SET EXERCISE: Check each line for the word "React" and report how many have it. Give nothing else.
---------- MATERIAL PROVIDED ----------
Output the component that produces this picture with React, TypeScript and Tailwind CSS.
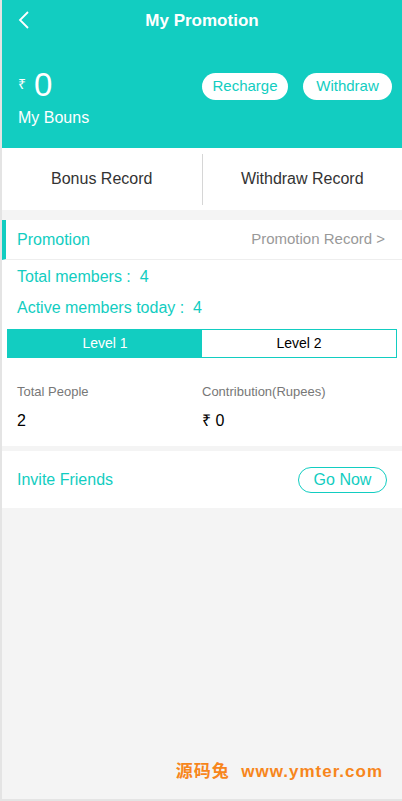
import React from "react";

export default function App() {
  return (
    <div
      className="h-[801px] bg-[#f4f4f4] border-l-2 border-b-2 border-[#e4e4e4] flex flex-col overflow-hidden"
      style={{ fontFamily: '"Liberation Sans", "Noto Sans CJK SC", sans-serif' }}
    >
      {/* header */}
      <section className="h-[148px] bg-[#12cdc1] text-white px-4">
        <div className="relative h-[42px] flex items-center justify-center">
          <svg className="absolute left-0 top-[11px]" width="14" height="18" viewBox="0 0 14 18">
            <polyline points="10,1 2,9 10,17" fill="none" stroke="white" strokeWidth="1.8" />
          </svg>
          <h1 className="text-[17px] font-bold">My Promotion</h1>
        </div>
        <div className="mt-[26px] flex justify-between">
          <div>
            <div className="h-[32px] flex items-center">
              <span className="text-[14px] mr-[8px]">₹</span>
              <span className="text-[33px] leading-none">0</span>
            </div>
            <p className="mt-[6px] text-[16px] leading-[24px]">My Bouns</p>
          </div>
          <div className="flex gap-[15px] pt-[5px] -mr-[6px]">
            <button className="h-[27px] w-[86px] rounded-full bg-white text-[#12cdc1] text-[15px]">
              Recharge
            </button>
            <button className="h-[27px] w-[89px] rounded-full bg-white text-[#12cdc1] text-[15px]">
              Withdraw
            </button>
          </div>
        </div>
      </section>

      {/* record tabs */}
      <section className="h-[62px] bg-white flex items-center text-[16px] text-[#333]">
        <div className="flex-1 text-center">Bonus Record</div>
        <div className="w-px h-[51px] bg-[#d6d6d6]"></div>
        <div className="flex-1 text-center">Withdraw Record</div>
      </section>

      {/* promotion */}
      <section className="mt-[10px] bg-white">
        <div className="h-[40px] flex items-center justify-between border-b border-[#eeeeee] border-l-4 border-l-[#12cdc1] pl-[11px] pr-[17px]">
          <span className="text-[16px] text-[#12cdc1]">Promotion</span>
          <span className="text-[15px] text-[#999]">Promotion Record &gt;</span>
        </div>
        <div className="px-[15px] pt-[2px] text-[16px] text-[#12cdc1]">
          <p className="h-[31px] leading-[30px]">Total members :&nbsp; 4</p>
          <p className="h-[30px] leading-[30px]">Active members today :&nbsp; 4</p>
        </div>
        <div className="mx-[5px] mt-[6px] h-[29px] flex border border-[#12cdc1] text-[14px]">
          <div className="flex-1 bg-[#12cdc1] text-white flex items-center justify-center">Level 1</div>
          <div className="flex-1 bg-white text-black flex items-center justify-center">Level 2</div>
        </div>
        <div className="grid grid-cols-2 px-[15px] pt-[24px] pb-[15px]">
          <div>
            <p className="text-[13px] text-[#777] leading-[20px]">Total People</p>
            <p className="mt-[9px] text-[16px] text-black leading-[20px]">2</p>
          </div>
          <div>
            <p className="text-[13px] text-[#777] leading-[20px]">Contribution(Rupees)</p>
            <p className="mt-[9px] text-[16px] text-black leading-[20px]">₹ 0</p>
          </div>
        </div>
      </section>

      {/* invite */}
      <section className="mt-[5px] h-[57px] bg-white flex items-center justify-between px-[15px]">
        <span className="text-[16px] text-[#12cdc1]">Invite Friends</span>
        <button className="h-[26px] w-[89px] rounded-full border border-[#12cdc1] text-[#12cdc1] text-[16px]">
          Go Now
        </button>
      </section>

      <div className="mt-auto mb-[15px] pr-[19px] flex justify-end">
        <span className="text-[17px] font-bold text-[#f7861c] tracking-[1px]">
          源码兔&nbsp; www.ymter.com
        </span>
      </div>
    </div>
  );
}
----------
RESULT OF THIS EXERCISE: 2